How long does it take to become a Tax Associate?

The journey to becoming a Tax Associate typically spans 4-6 years, starting with a bachelor's degree in accounting, finance, or a related field, which takes about four years. After graduation, aspiring Tax Associates often sit for the CPA exam or pursue other relevant certifications, which can take an additional 6 months to 2 years, depending on the pace of study and exam schedules.

Gaining practical experience through internships or entry-level positions during or after college is crucial. Once in a tax-related role, it may take 1-2 years of hands-on experience to develop the expertise needed for a Tax Associate position. The timeline can vary based on individual circumstances and the specific requirements of employers within the industry.

Do you need a degree to become a Tax Associate?

A college degree, typically in accounting or a related field, is commonly expected for a Tax Associate role. This educational background provides essential knowledge of tax laws, regulations, and accounting principles.

However, some firms may consider candidates with equivalent experience or certifications, such as an Enrolled Agent (EA) status. As the industry evolves, there's a growing emphasis on practical experience and specialized tax training, which can sometimes offset the lack of a formal degree. Continuous professional development and staying abreast of tax code changes are crucial for success in this field.

Can I become a Tax Associate with no experience?

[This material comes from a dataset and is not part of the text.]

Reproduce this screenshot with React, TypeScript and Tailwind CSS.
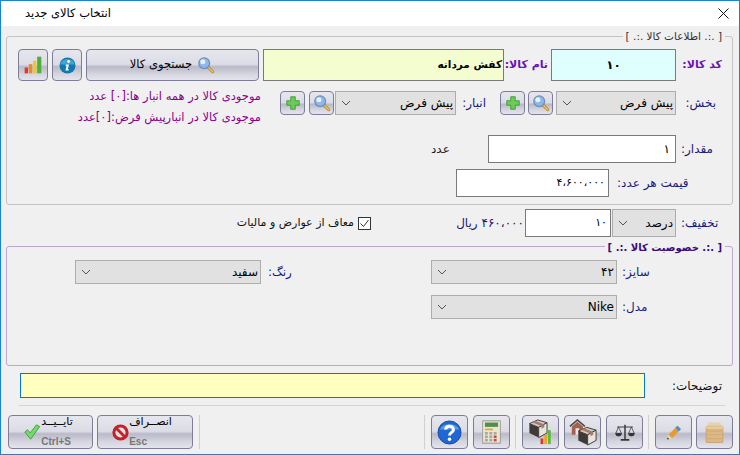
import React from "react";

const toolBtn =
  "flex items-center justify-center rounded-[4px] border border-[#7d7d99] bg-[linear-gradient(#e6e6ee_0%,#dcdce6_48%,#b9b9c9_56%,#d5d5df_80%,#e4e4ec_100%)]";
const selectBox =
  "flex h-[24px] items-center justify-between border border-[#adadad] bg-[#e1e1e1] pl-[5px] pr-[2px] text-[12px] text-black";
const inputBox = "flex items-center border border-[#7a7a7a] bg-white";

const Chevron = () => (
  <svg width="10" height="6" viewBox="0 0 10 6" fill="none" stroke="#555" strokeWidth="1">
    <path d="M1 1l4 4 4-4" />
  </svg>
);

const Select = ({ value, className }: { value: string; className: string }) => (
  <div className={`${selectBox} ${className}`}>
    <Chevron />
    <span dir="rtl">{value}</span>
  </div>
);

const Magnifier = ({ size = 18 }: { size?: number }) => (
  <svg width={size} height={size} viewBox="0 0 20 20">
    <path d="M11.5 11.5l6 6" stroke="#b98a2e" strokeWidth="3.4" strokeLinecap="round" />
    <path d="M11.5 11.5l6 6" stroke="#f1c766" strokeWidth="1.4" strokeLinecap="round" />
    <circle cx="8" cy="8" r="6" fill="#8fb8ea" stroke="#6f8fb8" strokeWidth="1.4" />
    <circle cx="6.5" cy="6.5" r="2.8" fill="#e6f1ff" />
  </svg>
);

const Plus = () => (
  <svg width="16" height="16" viewBox="0 0 18 18">
    <path d="M6.5 2h5v4.5H16v5h-4.500V16h-5v-4.500H2v-5h4.500z" fill="#6ccb55" stroke="#3a9a34" strokeWidth="1" />
  </svg>
);

const Bars = () => (
  <svg width="20" height="20" viewBox="0 0 24 24">
    <rect x="2" y="15" width="4" height="7" fill="#e0392b" />
    <rect x="7" y="11" width="4" height="11" fill="#f08a1d" />
    <rect x="12" y="7" width="4" height="15" fill="#f2c81e" />
    <rect x="17" y="2" width="5" height="20" fill="#4fae3d" />
  </svg>
);

const Info = () => (
  <svg width="17" height="17" viewBox="0 0 18 18">
    <circle cx="9" cy="9" r="8.500" fill="#1478ad" />
    <path d="M1.500 8a7.500 6 0 0 1 15 0z" fill="#3da4d4" />
    <circle cx="10.200" cy="4.800" r="1.500" fill="#fff" />
    <path d="M7 8h3.600l-1.300 5h1.200l-.3 1.200H6.800l1.200-5H6.800z" fill="#fff" />
  </svg>
);

const Check = () => (
  <svg width="18" height="18" viewBox="0 0 20 20">
    <path d="M2 10l3-2.500 3 3.500 7-9 3.500 2L8.500 18z" fill="#74d96a" stroke="#3c9c3c" strokeWidth="1" />
  </svg>
);

const NoEntry = () => (
  <svg width="17" height="17" viewBox="0 0 18 18">
    <circle cx="9" cy="9" r="7" fill="#f3dede" stroke="#c4202a" strokeWidth="3.200" />
    <path d="M4.500 4.500l9 9" stroke="#c4202a" strokeWidth="3" />
  </svg>
);

const Help = () => (
  <svg width="25" height="25" viewBox="0 0 26 26">
    <circle cx="13" cy="13" r="12" fill="#2067d4" stroke="#1a50a8" strokeWidth="1" />
    <path d="M3 10a10.500 8 0 0 1 20 0z" fill="#5d98ea" />
    <path d="M9 10a4 3.500 0 1 1 6 3c-1.500 1-2 1.500-2 3" fill="none" stroke="#fff" strokeWidth="3" />
    <circle cx="13" cy="20" r="1.800" fill="#fff" />
  </svg>
);

const Calculator = () => (
  <svg width="19" height="24" viewBox="0 0 26 28" preserveAspectRatio="none">
    <rect x="1" y="1" width="24" height="26" fill="#e9e6d6" stroke="#8b8b80" />
    <rect x="4" y="3" width="18" height="5" fill="#4f8f4a" />
    <rect x="4" y="10" width="11" height="2" fill="#e6a52c" />
    {[4, 10, 16].map((x) =>
      [14, 18, 22].map((y) => (
        <rect key={`${x}-${y}`} x={x} y={y} width="4" height="3" fill={x === 16 && y > 14 ? "#d8464a" : "#a9a9a0"} />
      ))
    )}
  </svg>
);

const Box = ({ x = 0, y = 0 }: { x?: number; y?: number }) => (
  <g transform={`translate(${x} ${y})`}>
    <path d="M0 5l9-4 10 3-9 5z" fill="#d0c8c0" stroke="#3a3634" />
    <path d="M0 5v10l10 5V9z" fill="#3f3a38" />
    <path d="M10 9v11l9-5V4z" fill="#e8e4e0" stroke="#3a3634" />
    <path d="M3 3.500l10 4v3l3-1.500V6L6 2z" fill="#a5796c" />
  </g>
);

const BoxChart = () => (
  <svg width="26" height="26" viewBox="0 0 27 28">
    <Box x={1} y={0} />
    <rect x="13" y="21" width="3" height="6" fill="#d8392b" />
    <rect x="17" y="17" width="3" height="10" fill="#f0a41d" />
    <rect x="21" y="12" width="3" height="15" fill="#5cb93d" />
  </svg>
);

const BoxHome = () => (
  <svg width="28" height="28" viewBox="0 0 30 30">
    <path d="M1 9l8-7 8 7" fill="none" stroke="#444" strokeWidth="1.500" />
    <path d="M3 9l6-5 6 5v9H3z" fill="#a2624e" />
    <rect x="7" y="11" width="4" height="7" fill="#f0e4dc" />
    <Box x={10} y={9} />
  </svg>
);

const Scales = () => (
  <svg width="20" height="20" viewBox="0 0 28 26" fill="none" stroke="#333" strokeWidth="1.300">
    <path d="M14 3v20" strokeWidth="2" />
    <path d="M8 24h12" strokeWidth="2.400" />
    <path d="M3 6h22" />
    <path d="M5 6l-4 9M5 6l4 9M23 6l-4 9M23 6l4 9" strokeWidth="1" />
    <path d="M1 15a4 3.500 0 0 0 8 0zM19 15a4 3.500 0 0 0 8 0z" fill="#333" />
  </svg>
);

const Pencil = () => (
  <svg width="18" height="18" viewBox="0 0 26 26">
    <path d="M5 17L18 4l5 5L10 22z" fill="#e99a2a" />
    <path d="M15 7l3-3 5 5-3 3z" fill="#3f93d8" />
    <path d="M5 17l5 5-7 2z" fill="#f1d9a8" />
    <path d="M3 24l1-3 2 2z" fill="#222" />
  </svg>
);

const Crate = () => (
  <svg width="21" height="23" viewBox="0 0 30 30" preserveAspectRatio="none">
    <path d="M4 7l3-5h16l3 5z" fill="#e6d2ad" />
    <rect x="3" y="7" width="24" height="21" rx="1" fill="#dcb884" stroke="#c29a66" />
    <path d="M5 13h20M5 18h20M5 23h20" stroke="#c9a472" />
    <rect x="3" y="7" width="24" height="3" fill="#e8cfa2" />
  </svg>
);

const Label = ({ text, className }: { text: string; className: string }) => (
  <span dir="rtl" className={`whitespace-nowrap text-[12px] ${className}`}>
    {text}
  </span>
);

export default function App() {
  return (
    <div
      dir="ltr"
      className="flex h-[455px] w-[740px] flex-col overflow-hidden border border-[#1883d7] bg-[#f0f0f0] font-['DejaVu_Sans',sans-serif] text-black"
    >
      {/* Title bar */}
      <div className="flex h-[25px] shrink-0 items-center justify-between bg-white pl-[24px] pr-[10px]">
        <span dir="rtl" className="text-[11.5px]">
          انتخاب کالای جدید
        </span>
        <svg width="11" height="11" viewBox="0 0 11 11" stroke="#111" strokeWidth="1">
          <path d="M.5.5l10 10M10.500.5l-10 10" />
        </svg>
      </div>

      {/* Item info */}
      <div className="relative ml-[5px] mt-[10px] h-[169px] w-[727px] shrink-0 rounded-[3px] border border-[#c4c4c4] pl-[11px] pt-[12px]">
        <span dir="rtl" className="absolute right-[7px] top-[-8px] bg-[#f0f0f0] px-[3px] text-[10.5px] text-[#333]">
          [ .:. اطلاعات کالا .:. ]
        </span>

        <div className="flex h-[32px]">
          <button className={`${toolBtn} w-[30px]`}><Bars /></button>
          <button className={`${toolBtn} ml-[4px] w-[30px]`}><Info /></button>
          <button className={`${toolBtn} ml-[4px] w-[173px] gap-[5px] text-[11.5px]`}>
            <span dir="rtl">جستجوی کالا</span>
            <Magnifier />
          </button>
          <div className="ml-[4px] flex w-[241px] items-center justify-end border border-[#7a7a7a] bg-[#f4fdd0] pr-[1px] text-[10.5px] font-bold">
            <span dir="rtl">کفش مردانه</span>
          </div>
          <div className="flex w-[47px] items-center justify-end pr-[3px]">
            <Label text="نام کالا:" className="text-[11px]! font-bold text-[#6a10b8]" />
          </div>
          <div className="flex w-[125px] items-center justify-center border border-[#7a7a7a] bg-[#dfffff] text-[12px] font-bold">
            ۱۰
          </div>
          <div className="flex w-[46px] items-center justify-end">
            <Label text="کد کالا:" className="text-[11px]! font-bold text-[#6a10b8]" />
          </div>
        </div>

        <div className="mt-[10px] flex h-[24px]">
          <div className="flex w-[243px] flex-col items-end text-[11.5px] leading-[21px] text-[#8b008b]">
            <span dir="rtl" className="mt-[-5px] whitespace-nowrap">موجودی کالا در همه انبار ها:[۰] عدد</span>
            <span dir="rtl" className="whitespace-nowrap">موجودی کالا در انبارپیش فرض:[۰]عدد</span>
          </div>
          <button className={`${toolBtn} ml-[19px] w-[25px]`}><Plus /></button>
          <button className={`${toolBtn} ml-[4px] w-[25px]`}><Magnifier /></button>
          <Select value="پیش فرض" className="ml-[1px] w-[121px]" />
          <div className="flex w-[30px] items-center justify-end">
            <Label text="انبار:" className="text-[#1a1a80]" />
          </div>
          <button className={`${toolBtn} ml-[14px] w-[25px]`}><Plus /></button>
          <button className={`${toolBtn} ml-[3px] w-[25px]`}><Magnifier /></button>
          <Select value="پیش فرض" className="ml-[3px] w-[120px]" />
          <div className="flex w-[40px] items-center justify-end">
            <Label text="بخش:" className="text-[#1a1a80]" />
          </div>
        </div>

        <div className="mt-[20px] flex h-[28px] items-center">
          <Label text="عدد" className="ml-[413px] w-[57px] text-left text-[#222]" />
          <div className={`${inputBox} h-full w-[188px] justify-end pr-[5px] text-[12px]`}>۱</div>
          <Label text="مقدار:" className="ml-[5px] text-[#1a1a80]" />
        </div>

        <div className="mt-[6px] flex h-[28px] items-center">
          <div className={`${inputBox} ml-[438px] h-full w-[153px] justify-end pr-[3px] text-[11px] tracking-[1px]`}>۴،۶۰۰،۰۰۰</div>
          <Label text="قیمت هر عدد:" className="ml-[8px] text-[#1a1a80]" />
        </div>
      </div>

      {/* Discount row */}
      <div className="mt-[4px] flex h-[28px] shrink-0 items-center">
        <span dir="rtl" className="ml-[235px] w-[118px] whitespace-nowrap text-[11px] text-[#111]">
          معاف از عوارض و مالیات
        </span>
        <div className="ml-[4px] flex h-[13px] w-[13px] items-center justify-center border border-[#333] bg-white">
          <svg width="11" height="11" viewBox="0 0 11 11" fill="none" stroke="#333" strokeWidth="1">
            <path d="M1.500 5.500l3 3 5-6.500" />
          </svg>
        </div>
        <span dir="rtl" className="ml-[76px] w-[77px] whitespace-nowrap text-[12px] text-[#191970]">
          <span className="tracking-[1px]">۴۶۰،۰۰۰</span> ریال
        </span>
        <div className={`${inputBox} ml-[1px] h-full w-[86px] justify-end pr-[3px] text-[11px]`}>۱۰</div>
        <Select value="درصد" className="ml-[1px] h-[28px] w-[64px]" />
        <Label text="تخفیف:" className="ml-[5px] text-[#1a1a80]" />
      </div>

      {/* Attributes */}
      <div className="relative ml-[5px] mt-[9px] h-[120px] w-[727px] shrink-0 rounded-[3px] border border-[#b9a9cb] pt-[13px]">
        <span dir="rtl" className="absolute right-[7px] top-[-7px] bg-[#f0f0f0] px-[3px] text-[10px] font-bold text-[#3c0a78]">
          [ .:. خصوصیت کالا .:. ]
        </span>
        <div className="flex h-[24px] items-center">
          <Select value="سفید" className="ml-[68px] w-[186px]" />
          <Label text="رنگ:" className="ml-[7px] w-[163px] text-left text-[#1a1a80]" />
          <Select value="۴۲" className="w-[186px]" />
          <Label text="سایز:" className="ml-[5px] text-[#1a1a80]" />
        </div>
        <div className="mt-[11px] flex h-[24px] items-center">
          <Select value="Nike" className="ml-[424px] w-[186px]" />
          <Label text="مدل:" className="ml-[5px] text-[#1a1a80]" />
        </div>
      </div>

      {/* Notes */}
      <div className="mt-[7px] flex h-[25px] shrink-0 items-center pl-[19px]">
        <div className="h-full w-[625px] border border-[#0078d7] bg-[#ffffc0]" />
        <Label text="توضیحات:" className="ml-[27px] text-[#111]" />
      </div>

      <div className="ml-[18px] mt-[7px] h-px w-[706px] shrink-0 bg-[#d4d4d4]" />

      {/* Footer */}
      <div className="mt-[9px] flex h-[34px] shrink-0 pl-[7px]">
        <button className={`${toolBtn} w-[85px] justify-between pl-[10px] pr-[15px]`}>
          <Check />
          <span className="flex flex-col items-start leading-[20px]">
            <span dir="rtl" className="text-[11px] text-black">تایــیــد</span>
            <span className="font-['Liberation_Sans'] text-[10px] font-bold text-[#777]">Ctrl+S</span>
          </span>
        </button>
        <button className={`${toolBtn} ml-[4px] w-[96px] justify-between pl-[9px] pr-[15px]`}>
          <NoEntry />
          <span className="flex flex-col items-start leading-[20px]">
            <span dir="rtl" className="text-[11px] text-black">انصــراف</span>
            <span className="font-['Liberation_Sans'] text-[10px] font-bold text-[#777]">Esc</span>
          </span>
        </button>
        <div className="ml-[6px] h-full w-px bg-[#d0d0d0]" />
        <div className="ml-[224px] h-full w-px bg-[#d0d0d0]" />
        <button className={`${toolBtn} ml-[6px] w-[37px]`}><Help /></button>
        <button className={`${toolBtn} ml-[5px] w-[37px]`}><Calculator /></button>
        <div className="ml-[5px] h-full w-px bg-[#d0d0d0]" />
        <button className={`${toolBtn} ml-[6px] w-[37px]`}><BoxChart /></button>
        <button className={`${toolBtn} ml-[5px] w-[37px]`}><BoxHome /></button>
        <button className={`${toolBtn} ml-[5px] w-[37px]`}><Scales /></button>
        <div className="ml-[5px] h-full w-px bg-[#d0d0d0]" />
        <button className={`${toolBtn} ml-[6px] w-[37px]`}><Pencil /></button>
        <button className={`${toolBtn} ml-[4px] w-[37px]`}><Crate /></button>
      </div>
    </div>
  );
}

Becoming a Tax Associate with no experience is feasible, though it typically requires a proactive approach to learning and skill development. Start by gaining foundational knowledge in taxation through coursework or certifications, such as an H&R Block tax course or the IRS's Volunteer Income Tax Assistance program. Entry-level roles in accounting or internships at tax firms can provide practical exposure. Networking with professionals and joining relevant associations can also offer insights and opportunities. By demonstrating a strong grasp of tax principles and a commitment to the field, you can position yourself as a candidate ready to transition into a Tax Associate role.